From the first line of the listing below, retype each line up to and including the one with "import React from 'react';"; pictures stay out.

* _PROVIDED MATERIAL_
□ □ □ □
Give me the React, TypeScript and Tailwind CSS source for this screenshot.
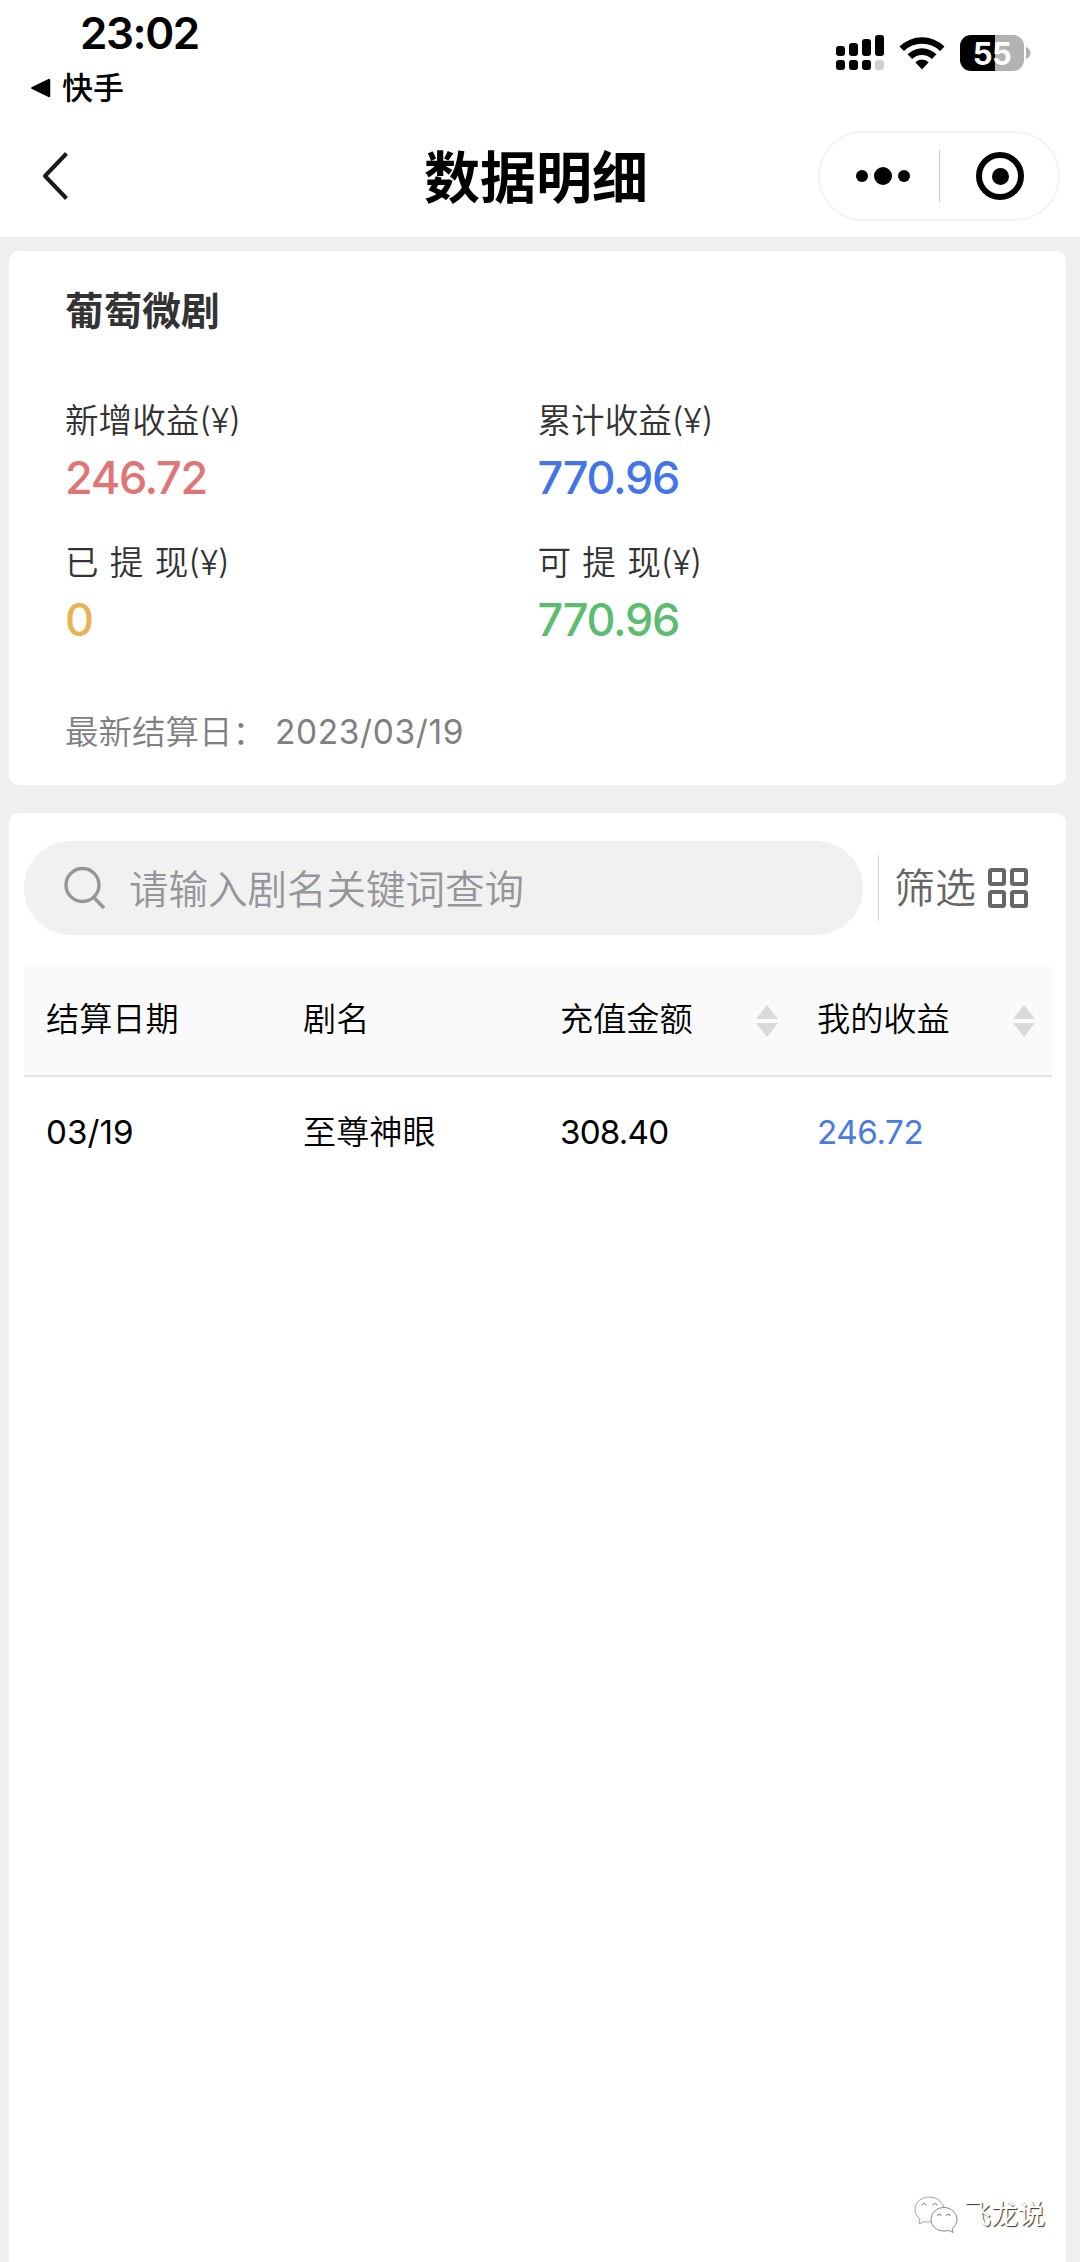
import React from 'react';

const stats = [
  { label: '新增收益(¥)', value: '246.72', color: 'text-[#e07575]' },
  { label: '累计收益(¥)', value: '770.96', color: 'text-[#4475e8]' },
  { label: '已 提 现(¥)', value: '0', color: 'text-[#e8b255]' },
  { label: '可 提 现(¥)', value: '770.96', color: 'text-[#5bbd70]' },
];

const columns = [
  { title: '结算日期', sortable: false },
  { title: '剧名', sortable: false },
  { title: '充值金额', sortable: true },
  { title: '我的收益', sortable: true },
];

const rows = [
  { date: '03/19', name: '至尊神眼', amount: '308.40', income: '246.72' },
];

const SignalIcon = () => (
  <svg width="48" height="36" viewBox="0 0 48 36">
    <rect x="0" y="11" width="9" height="10" rx="3" />
    <rect x="13" y="8" width="9" height="13" rx="3" />
    <rect x="26" y="4" width="9" height="17" rx="3" />
    <rect x="39" y="0" width="9" height="21" rx="3" />
    <rect x="0" y="25" width="9" height="10" rx="3" />
    <rect x="13" y="25" width="9" height="10" rx="3" />
    <rect x="26" y="25" width="9" height="10" rx="3" />
    <rect x="39" y="25" width="9" height="10" rx="3" fill="#d0d0d0" />
  </svg>
);

const WifiIcon = () => (
  <svg width="46" height="34" viewBox="0 0 46 34">
    <path d="M0.5 10.5 A32 32 0 0 1 45.5 10.5 L41 15 A25.7 25.7 0 0 0 5 15 Z" />
    <path d="M8.5 18.3 A20.6 20.6 0 0 1 37.5 18.3 L32.8 23 A14 14 0 0 0 13.2 23 Z" />
    <path d="M16.3 26.3 A9.5 9.5 0 0 1 29.7 26.3 L23 33.5 Z" />
  </svg>
);

const Battery = () => (
  <div className="flex items-center gap-[2px]">
    <div className="flex h-9 w-16 items-center justify-center rounded-[11px] bg-linear-to-r from-black from-55% to-[#b2b2b2] to-55% text-[31px] font-bold leading-none tracking-[-0.5px] text-white">
      55
    </div>
    <svg width="5" height="12" viewBox="0 0 5 12">
      <path d="M0 0 C6 2 6 10 0 12 Z" fill="#b2b2b2" />
    </svg>
  </div>
);

const StatusBar = () => (
  <div className="flex h-[115px] justify-between pl-[31px] pr-[49px]">
    <div className="pt-[9px]">
      <div className="pl-[49px] text-[44px] font-semibold leading-[48px] tracking-[-1.4px]">23:02</div>
      <div className="mt-[10px] flex h-[42px] items-center gap-[11px] text-[31px] font-medium">
        <svg width="20" height="20" viewBox="0 0 20 20">
          <path d="M1.5 10 L18 2 V18 Z" stroke="#000" strokeWidth="2.5" strokeLinejoin="round" />
        </svg>
        快手
      </div>
    </div>
    <div className="flex h-9 items-center gap-[15px] mt-[35px]">
      <SignalIcon />
      <WifiIcon />
      <Battery />
    </div>
  </div>
);

const NavBar = () => (
  <div className="flex h-[122px] items-center justify-between pl-[41px] pr-5">
    <svg className="mr-[185px]" width="28" height="50" viewBox="0 0 28 50" fill="none" stroke="#1a1a1a" strokeWidth="4">
      <path d="M25.5 2.5 L4 25 L25.5 47.5" strokeLinejoin="round" />
    </svg>
    <h1 className="whitespace-nowrap pt-[3px] text-[56px] font-bold leading-none">数据明细</h1>
    <div className="flex h-[90px] w-[242px] items-center rounded-full border-2 border-[#f3f3f3]">
      <div className="flex w-[119px] items-center justify-center gap-[6px] pl-[6px]">
        <span className="size-3 rounded-full bg-black" />
        <span className="size-[18px] rounded-full bg-black" />
        <span className="size-3 rounded-full bg-black" />
      </div>
      <div className="h-[52px] w-px bg-[#c8c8c8]" />
      <div className="flex flex-1 items-center justify-center pl-[2px]">
        <div className="flex size-12 items-center justify-center rounded-full border-6 border-black">
          <span className="size-[17px] rounded-full bg-black" />
        </div>
      </div>
    </div>
  </div>
);

const SummaryCard = () => (
  <section className="mt-[14px] h-[534px] rounded-[10px] bg-white px-14 pt-8">
    <h2 className="text-[38.7px] font-bold leading-[56px] text-[#333]">葡萄微剧</h2>
    <div className="mt-[58px] grid grid-cols-2">
      {stats.map((stat, index) => (
        <div key={index} className="h-[142px]">
          <div className="text-[33.6px] leading-[48px] text-[#333] [word-spacing:1.8px]">{stat.label}</div>
          <div className={`mt-[5px] text-[45px] font-medium leading-[56px] tracking-[-1.3px] ${stat.color}`}>{stat.value}</div>
        </div>
      ))}
    </div>
    <div className="mt-[27px] flex text-[33.5px] leading-[48px] text-[#808080]">
      <span className="w-[210px]">最新结算日：</span>
      <span className="font-normal tracking-[0.6px]">2023/03/19</span>
    </div>
  </section>
);

const SearchBar = () => (
  <div className="flex items-center">
    <div className="flex h-[94px] w-[839px] items-center rounded-full bg-[#f1f1f1] pl-10 text-[#96969a]">
      <svg width="42" height="44" viewBox="0 0 42 44" fill="none" stroke="currentColor" strokeWidth="3.4">
        <circle cx="18.5" cy="19" r="16.5" />
        <path d="M29.5 31 L40 42" />
      </svg>
      <span className="ml-[23px] pt-[5px] text-[39.5px]">请输入剧名关键词查询</span>
    </div>
    <div className="ml-[15px] h-[66px] w-px bg-[#d5d5d5]" />
    <div className="ml-[15px] flex items-center gap-3 text-[41px] text-[#666]">
      <span className="pt-[2px]">筛选</span>
      <svg width="40" height="40" viewBox="0 0 40 40" fill="none" stroke="#666" strokeWidth="4">
        <rect x="2" y="2" width="14" height="14" rx="1.5" />
        <rect x="24" y="2" width="14" height="14" rx="1.5" />
        <rect x="2" y="24" width="14" height="14" rx="1.5" />
        <rect x="24" y="24" width="14" height="14" rx="1.5" />
      </svg>
    </div>
  </div>
);

const SortIcon = () => (
  <svg width="22" height="32" viewBox="0 0 22 32" fill="#d9d9d9">
    <path d="M11 0 L22 14 H0 Z" />
    <path d="M0 18 H22 L11 32 Z" />
  </svg>
);

const DataTable = () => (
  <div className="mt-[31px] text-[33.2px]">
    <div className="grid h-[111px] grid-cols-4 border-b-2 border-[#e6e6e6] bg-[#fafafa]">
      {columns.map((column) => (
        <div key={column.title} className="flex items-center justify-between pl-[22px] pr-[17px]">
          <span className="pb-[2px]">{column.title}</span>
          {column.sortable && <SortIcon />}
        </div>
      ))}
    </div>
    {rows.map((row) => (
      <div key={row.name} className="grid h-[112px] grid-cols-4 items-center">
        <span className="pl-[22px] font-normal">{row.date}</span>
        <span className="pl-[22px]">{row.name}</span>
        <span className="pl-[22px] font-normal tracking-[-0.8px]">{row.amount}</span>
        <span className="pl-[22px] font-normal tracking-[-0.4px] text-[#4a7be0]">{row.income}</span>
      </div>
    ))}
  </div>
);

const Watermark = () => (
  <div className="absolute bottom-[28px] right-[35px] flex items-center gap-[6px]">
    <svg width="44" height="38" viewBox="0 0 44 38" fill="#fff" stroke="#a3a3a3" strokeWidth="1">
      <path d="M15 1 C7 1 1 6.5 1 13.5 C1 17.5 3 20.5 6 23 L5 28 L10.5 25.5 C12 26 13.5 26 15 26 C23 26 30 20.5 30 13.5 C30 6.5 23 1 15 1 Z" />
      <path d="M8 9.5 a2 2 0 0 1 4 0 M19 9.5 a2 2 0 0 1 4 0" stroke="#888" />
      <path d="M30 11.5 C22.5 11.5 17 17 17 23.5 C17 30 22.5 35 30 35 C31.5 35 33 34.8 34.5 34.3 L39 36.5 L38 32.5 C41 30.5 43 27 43 23.5 C43 17 37 11.5 30 11.5 Z" stroke="#888" />
      <path d="M23.5 20 a1.8 1.8 0 0 1 3.6 0 M32.5 20 a1.8 1.8 0 0 1 3.6 0" stroke="#777" />
    </svg>
    <span className="text-[27px] font-normal leading-9 text-white [text-shadow:1px_1px_1px_#333]">飞龙说</span>
  </div>
);

const App = () => {
  return (
    <div className="relative flex h-[2262px] w-[1080px] flex-col overflow-hidden bg-[#efefef] font-[350] font-['Inter','Noto_Sans_CJK_SC',sans-serif] text-black">
      <header className="bg-white">
        <StatusBar />
        <NavBar />
      </header>
      <main className="flex flex-1 flex-col pl-[9px] pr-[14px]">
        <SummaryCard />
        <section className="mt-7 flex-1 rounded-t-[10px] bg-white pl-[15px] pr-[14px] pt-7">
          <SearchBar />
          <DataTable />
        </section>
      </main>
      <Watermark />
    </div>
  );
};

export default App;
□ □ □ □
* _SOLUTION TO THE EXERCISE_
Give me the React, TypeScript and Tailwind CSS source for this screenshot.
import React from 'react';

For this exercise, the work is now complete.